During one of the sessions that I filmed of speaking with him, when asked "why are you allowing this alternate story to emerge of what happened to you?" he replied "It's not alternate if it's truth."
And then we have the people who claim he still exists - that he has come to them in dreams, visions, near death events - and given them new information. People who claim he's accessible to anyone - that he "never left" because no one "leaves" - we step outside this realm and into another one. That we can incarnate from, reincarnate from, and that he's done so since then.
|Not gone. Just not here.|
It's not my belief, opinion or theory that people say these things consistently. I just film them doing so.
Here's an interview with him via Jamie Butler (from the Channeling Erik Website). I've filmed another interview with Jamie and him sometime later, have yet to post the transcripts of that interview. It's equally mind bending.

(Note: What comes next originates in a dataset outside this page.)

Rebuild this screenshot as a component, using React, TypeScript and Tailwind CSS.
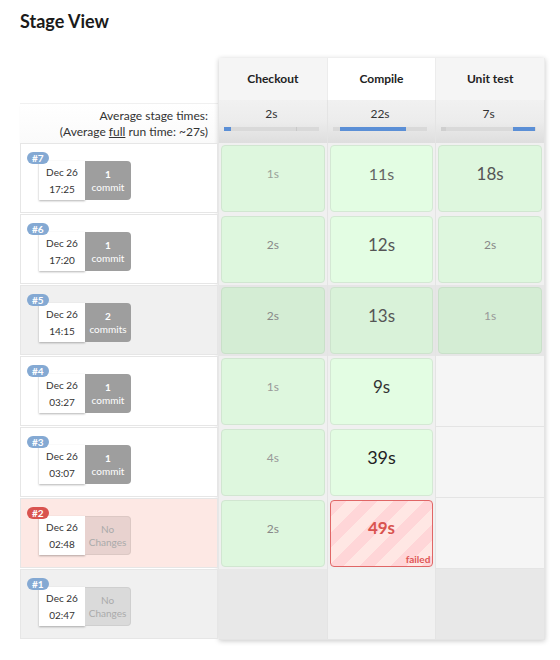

So when we think of Easter - perhaps think of the idea of resurrecting this fellow's life, becoming aware that he still may exist, that reportedly he's available to anyone who needs his help, that's he eager and willing to help anyone who reaches out for him.
It's an odd way of saying "Happy Easter" - because it includes the idea that we can all resurrect him by examining his story in closer detail.
That the "Second Coming" may be our awareness that he never left. Or that no one "leaves" - they return "home" to the "kingdom of home" where everyone reports a feeling of unconditional love.
But they actually use the word "home" instead of "heaven."
Again - I am just reporting.
|Graphic from the shroud with filters|
When asked during an "interview" why it was that he had such a profound effect on people who have seen him since then (hard to breathe, tears, red faces) he said "I brought more of source with me to this lifetime. When people are near me, they feel that unconditional love." ("Hacking the Afterlife" Chapter 18: "People who claim to have met Jesus.")
To which I replied "Not so much with the Romans."
And the person who was accessing him in the interview (in "Hacking the Afterlife") said "He's laughing. He just laughed when you said that."
Which is a small Easter egg unto itself.